With regard to the sixth factor, likely degree of purchaser care, the district court thought it unlikely that the public would conduct much preprandial product research. We agree, but note that it probably makes little difference on the facts before us.
The seventh factor is the intent of the defendant. Proof of intent to appropriate another's property may be comparable to an expression of opinion by an expert witness; a defendant who purposely chooses a particular mark because it is similar to that of a senior user is saying, in effect, that he thinks there is at least a possibility that he can divert some business from the senior user — and the defendant ought to know at least as much about the likelihood of confusion as the trier of fact.
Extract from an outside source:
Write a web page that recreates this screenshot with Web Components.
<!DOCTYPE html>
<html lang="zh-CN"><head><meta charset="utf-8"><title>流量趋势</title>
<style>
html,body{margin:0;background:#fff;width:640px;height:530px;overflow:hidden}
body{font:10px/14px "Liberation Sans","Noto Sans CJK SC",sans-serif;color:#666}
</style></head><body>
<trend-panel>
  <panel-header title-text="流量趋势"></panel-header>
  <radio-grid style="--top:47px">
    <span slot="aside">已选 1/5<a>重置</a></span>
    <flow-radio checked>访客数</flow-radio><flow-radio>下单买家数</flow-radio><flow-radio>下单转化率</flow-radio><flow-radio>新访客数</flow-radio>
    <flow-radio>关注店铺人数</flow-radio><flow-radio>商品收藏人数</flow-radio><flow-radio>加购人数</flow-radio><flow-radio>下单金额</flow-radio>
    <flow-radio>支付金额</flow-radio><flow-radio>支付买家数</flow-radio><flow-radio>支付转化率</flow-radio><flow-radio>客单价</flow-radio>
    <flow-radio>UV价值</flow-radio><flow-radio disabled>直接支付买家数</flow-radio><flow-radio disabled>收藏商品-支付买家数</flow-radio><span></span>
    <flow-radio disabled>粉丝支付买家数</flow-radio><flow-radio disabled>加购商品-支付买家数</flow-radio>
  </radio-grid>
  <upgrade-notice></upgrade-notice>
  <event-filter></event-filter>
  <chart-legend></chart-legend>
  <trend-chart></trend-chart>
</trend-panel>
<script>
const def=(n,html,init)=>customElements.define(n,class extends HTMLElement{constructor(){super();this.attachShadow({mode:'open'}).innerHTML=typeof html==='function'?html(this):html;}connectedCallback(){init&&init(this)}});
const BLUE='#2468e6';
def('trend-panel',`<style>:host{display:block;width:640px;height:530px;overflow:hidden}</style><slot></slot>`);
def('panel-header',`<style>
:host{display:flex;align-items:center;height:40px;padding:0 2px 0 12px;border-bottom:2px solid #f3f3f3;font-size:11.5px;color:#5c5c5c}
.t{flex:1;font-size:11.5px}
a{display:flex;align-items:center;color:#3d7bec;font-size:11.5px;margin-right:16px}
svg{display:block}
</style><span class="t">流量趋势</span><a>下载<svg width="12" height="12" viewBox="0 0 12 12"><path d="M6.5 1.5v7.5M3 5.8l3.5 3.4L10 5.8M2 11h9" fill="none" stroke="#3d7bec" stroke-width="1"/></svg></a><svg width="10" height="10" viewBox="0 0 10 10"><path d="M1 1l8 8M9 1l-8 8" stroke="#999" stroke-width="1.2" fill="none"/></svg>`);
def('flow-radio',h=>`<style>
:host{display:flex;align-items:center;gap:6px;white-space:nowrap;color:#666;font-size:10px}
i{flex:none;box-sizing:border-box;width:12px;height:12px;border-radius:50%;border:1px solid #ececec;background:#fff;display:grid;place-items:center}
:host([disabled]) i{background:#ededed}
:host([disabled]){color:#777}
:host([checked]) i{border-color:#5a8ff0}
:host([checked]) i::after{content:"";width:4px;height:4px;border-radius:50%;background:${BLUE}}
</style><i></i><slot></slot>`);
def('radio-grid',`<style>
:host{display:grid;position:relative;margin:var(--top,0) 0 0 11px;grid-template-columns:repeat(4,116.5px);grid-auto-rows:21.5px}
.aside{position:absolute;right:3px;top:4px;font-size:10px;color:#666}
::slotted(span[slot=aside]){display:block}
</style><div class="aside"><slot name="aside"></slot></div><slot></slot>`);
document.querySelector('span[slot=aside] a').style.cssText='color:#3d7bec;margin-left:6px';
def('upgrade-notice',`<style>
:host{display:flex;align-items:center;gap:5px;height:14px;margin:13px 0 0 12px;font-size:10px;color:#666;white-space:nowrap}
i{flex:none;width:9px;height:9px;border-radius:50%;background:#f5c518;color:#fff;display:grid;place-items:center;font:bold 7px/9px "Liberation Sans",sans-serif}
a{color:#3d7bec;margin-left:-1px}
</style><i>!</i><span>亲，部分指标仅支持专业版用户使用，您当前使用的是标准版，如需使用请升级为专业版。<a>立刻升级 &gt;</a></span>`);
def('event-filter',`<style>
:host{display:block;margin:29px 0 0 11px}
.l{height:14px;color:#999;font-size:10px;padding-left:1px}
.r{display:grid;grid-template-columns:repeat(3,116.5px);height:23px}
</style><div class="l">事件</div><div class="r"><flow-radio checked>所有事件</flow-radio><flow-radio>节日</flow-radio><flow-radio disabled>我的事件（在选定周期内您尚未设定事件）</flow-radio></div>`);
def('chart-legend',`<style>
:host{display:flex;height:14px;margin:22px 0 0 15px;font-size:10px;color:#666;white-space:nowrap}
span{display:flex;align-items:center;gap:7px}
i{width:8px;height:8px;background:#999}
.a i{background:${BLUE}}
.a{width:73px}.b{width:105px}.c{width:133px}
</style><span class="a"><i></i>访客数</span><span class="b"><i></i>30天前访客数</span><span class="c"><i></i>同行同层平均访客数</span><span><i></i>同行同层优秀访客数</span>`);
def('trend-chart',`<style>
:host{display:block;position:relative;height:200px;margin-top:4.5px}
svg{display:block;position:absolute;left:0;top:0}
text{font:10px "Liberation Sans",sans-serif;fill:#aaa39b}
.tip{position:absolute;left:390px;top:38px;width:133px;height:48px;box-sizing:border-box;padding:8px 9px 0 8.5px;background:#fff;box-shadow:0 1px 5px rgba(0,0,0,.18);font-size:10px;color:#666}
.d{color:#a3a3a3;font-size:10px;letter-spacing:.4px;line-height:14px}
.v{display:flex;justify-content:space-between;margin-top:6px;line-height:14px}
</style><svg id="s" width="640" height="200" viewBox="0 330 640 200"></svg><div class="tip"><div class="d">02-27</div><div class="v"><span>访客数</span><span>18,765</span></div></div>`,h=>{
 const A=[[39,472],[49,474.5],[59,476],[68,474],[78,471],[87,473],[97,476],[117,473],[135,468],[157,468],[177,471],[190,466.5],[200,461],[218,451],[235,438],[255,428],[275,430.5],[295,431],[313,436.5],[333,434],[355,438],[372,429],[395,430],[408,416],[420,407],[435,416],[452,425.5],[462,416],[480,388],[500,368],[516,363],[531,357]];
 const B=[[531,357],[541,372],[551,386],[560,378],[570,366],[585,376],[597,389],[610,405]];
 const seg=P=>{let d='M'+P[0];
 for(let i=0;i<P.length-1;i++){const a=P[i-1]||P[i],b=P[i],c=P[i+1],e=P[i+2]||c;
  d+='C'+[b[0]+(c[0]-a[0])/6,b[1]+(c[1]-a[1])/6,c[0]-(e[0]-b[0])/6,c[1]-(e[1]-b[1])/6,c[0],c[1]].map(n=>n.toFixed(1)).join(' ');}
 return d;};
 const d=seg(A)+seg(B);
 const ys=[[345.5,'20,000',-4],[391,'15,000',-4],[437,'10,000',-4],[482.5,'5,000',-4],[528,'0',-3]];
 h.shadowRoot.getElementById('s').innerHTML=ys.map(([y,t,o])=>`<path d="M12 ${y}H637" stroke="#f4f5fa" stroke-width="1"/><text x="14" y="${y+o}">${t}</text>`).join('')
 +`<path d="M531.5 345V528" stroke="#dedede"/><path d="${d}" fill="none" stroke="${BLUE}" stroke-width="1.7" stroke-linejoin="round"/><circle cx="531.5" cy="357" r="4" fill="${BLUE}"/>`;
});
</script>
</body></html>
See Amstar Corp. v. Domino's Pizza, Inc., 615 F.2d 252, 263 (5th Cir.), cert. denied, 449 U.S. 899, 101 S.Ct. 268, 66 L.Ed.2d 129 (1980). In the case at bar there is no evidence that Mr. Randazzo even had actual knowledge of the existence of Little Caesar Enterprises, much less that he had any larcenous intent.
The eighth factor is likelihood of expansion of the product lines. There is no need for discussion of this factor here, because the plaintiff's expansion into the product area in which the defendants have been operating is a given.
On balance, we agree with the trial court that plaintiff Little Caesar Enterprises has failed to show a likelihood of confusion between its mark and the defendant's. It is true that several of the Frisch's factors favor the plaintiff: Little Caesar has a relatively strong mark, the products and services involved are similar, and the level of consumer care is low. On the particular facts before us, however, the third factor seems more significant; we think the marks are sufficiently distinct to make confusion unlikely.
The exercise in which we have been engaging is an impressionistic one, of course, and time may prove us wrong. If actual confusion becomes common as the two businesses operate in the same area, the plaintiff will not be barred from seeking appropriate injunctive relief on the strength of evidence not in existence when this case was tried.
The judgment of the district court is AFFIRMED.